• RECORDED DATA:
..............................
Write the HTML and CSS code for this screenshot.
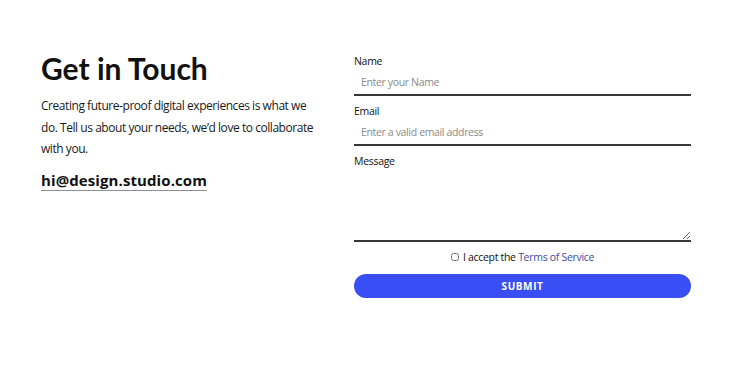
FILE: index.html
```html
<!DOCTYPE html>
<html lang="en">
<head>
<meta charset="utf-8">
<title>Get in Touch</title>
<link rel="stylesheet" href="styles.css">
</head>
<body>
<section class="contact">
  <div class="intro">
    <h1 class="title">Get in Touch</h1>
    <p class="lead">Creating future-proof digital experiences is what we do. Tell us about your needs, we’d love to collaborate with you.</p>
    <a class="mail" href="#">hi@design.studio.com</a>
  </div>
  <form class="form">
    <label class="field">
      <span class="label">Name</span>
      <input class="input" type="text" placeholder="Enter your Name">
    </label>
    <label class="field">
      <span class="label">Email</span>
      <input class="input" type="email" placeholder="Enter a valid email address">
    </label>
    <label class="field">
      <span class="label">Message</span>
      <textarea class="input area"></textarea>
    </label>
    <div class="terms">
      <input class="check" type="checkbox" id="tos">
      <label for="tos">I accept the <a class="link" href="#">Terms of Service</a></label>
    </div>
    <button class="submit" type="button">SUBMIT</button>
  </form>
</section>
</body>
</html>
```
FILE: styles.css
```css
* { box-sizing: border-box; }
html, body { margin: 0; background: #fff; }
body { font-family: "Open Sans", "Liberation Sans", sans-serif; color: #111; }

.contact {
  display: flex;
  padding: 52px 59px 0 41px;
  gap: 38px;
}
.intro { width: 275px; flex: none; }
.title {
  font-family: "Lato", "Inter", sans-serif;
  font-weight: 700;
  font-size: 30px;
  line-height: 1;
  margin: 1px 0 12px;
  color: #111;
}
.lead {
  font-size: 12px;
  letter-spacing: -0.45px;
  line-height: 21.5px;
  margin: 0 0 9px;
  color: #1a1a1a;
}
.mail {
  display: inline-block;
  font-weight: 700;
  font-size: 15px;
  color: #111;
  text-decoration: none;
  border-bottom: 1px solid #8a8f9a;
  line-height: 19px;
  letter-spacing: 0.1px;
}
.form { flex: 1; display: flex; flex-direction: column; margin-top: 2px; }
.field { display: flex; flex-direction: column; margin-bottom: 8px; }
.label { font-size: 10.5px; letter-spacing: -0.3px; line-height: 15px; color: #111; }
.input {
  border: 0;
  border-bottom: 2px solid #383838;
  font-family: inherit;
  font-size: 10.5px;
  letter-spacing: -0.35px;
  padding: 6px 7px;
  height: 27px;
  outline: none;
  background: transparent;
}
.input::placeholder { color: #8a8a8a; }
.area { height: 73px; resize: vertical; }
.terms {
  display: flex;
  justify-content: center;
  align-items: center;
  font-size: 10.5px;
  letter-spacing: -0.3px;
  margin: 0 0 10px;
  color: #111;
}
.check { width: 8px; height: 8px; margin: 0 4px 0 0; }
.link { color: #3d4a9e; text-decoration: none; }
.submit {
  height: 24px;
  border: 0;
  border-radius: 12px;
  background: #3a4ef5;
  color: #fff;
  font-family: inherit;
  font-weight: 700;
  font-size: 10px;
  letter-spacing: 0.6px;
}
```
..............................
Repeat all of the data above word for word, minus the pictures.

• TASK OUTPUT:
Write the HTML and CSS code for this screenshot.
FILE: index.html
```html
<!DOCTYPE html>
<html lang="en">
<head>
<meta charset="utf-8">
<title>Get in Touch</title>
<link rel="stylesheet" href="styles.css">
</head>
<body>
<section class="contact">
  <div class="intro">
    <h1 class="title">Get in Touch</h1>
    <p class="lead">Creating future-proof digital experiences is what we do. Tell us about your needs, we’d love to collaborate with you.</p>
    <a class="mail" href="#">hi@design.studio.com</a>
  </div>
  <form class="form">
    <label class="field">
      <span class="label">Name</span>
      <input class="input" type="text" placeholder="Enter your Name">
    </label>
    <label class="field">
      <span class="label">Email</span>
      <input class="input" type="email" placeholder="Enter a valid email address">
    </label>
    <label class="field">
      <span class="label">Message</span>
      <textarea class="input area"></textarea>
    </label>
    <div class="terms">
      <input class="check" type="checkbox" id="tos">
      <label for="tos">I accept the <a class="link" href="#">Terms of Service</a></label>
    </div>
    <button class="submit" type="button">SUBMIT</button>
  </form>
</section>
</body>
</html>
```
FILE: styles.css
```css
* { box-sizing: border-box; }
html, body { margin: 0; background: #fff; }
body { font-family: "Open Sans", "Liberation Sans", sans-serif; color: #111; }

.contact {
  display: flex;
  padding: 52px 59px 0 41px;
  gap: 38px;
}
.intro { width: 275px; flex: none; }
.title {
  font-family: "Lato", "Inter", sans-serif;
  font-weight: 700;
  font-size: 30px;
  line-height: 1;
  margin: 1px 0 12px;
  color: #111;
}
.lead {
  font-size: 12px;
  letter-spacing: -0.45px;
  line-height: 21.5px;
  margin: 0 0 9px;
  color: #1a1a1a;
}
.mail {
  display: inline-block;
  font-weight: 700;
  font-size: 15px;
  color: #111;
  text-decoration: none;
  border-bottom: 1px solid #8a8f9a;
  line-height: 19px;
  letter-spacing: 0.1px;
}
.form { flex: 1; display: flex; flex-direction: column; margin-top: 2px; }
.field { display: flex; flex-direction: column; margin-bottom: 8px; }
.label { font-size: 10.5px; letter-spacing: -0.3px; line-height: 15px; color: #111; }
.input {
  border: 0;
  border-bottom: 2px solid #383838;
  font-family: inherit;
  font-size: 10.5px;
  letter-spacing: -0.35px;
  padding: 6px 7px;
  height: 27px;
  outline: none;
  background: transparent;
}
.input::placeholder { color: #8a8a8a; }
.area { height: 73px; resize: vertical; }
.terms {
  display: flex;
  justify-content: center;
  align-items: center;
  font-size: 10.5px;
  letter-spacing: -0.3px;
  margin: 0 0 10px;
  color: #111;
}
.check { width: 8px; height: 8px; margin: 0 4px 0 0; }
.link { color: #3d4a9e; text-decoration: none; }
.submit {
  height: 24px;
  border: 0;
  border-radius: 12px;
  background: #3a4ef5;
  color: #fff;
  font-family: inherit;
  font-weight: 700;
  font-size: 10px;
  letter-spacing: 0.6px;
}
```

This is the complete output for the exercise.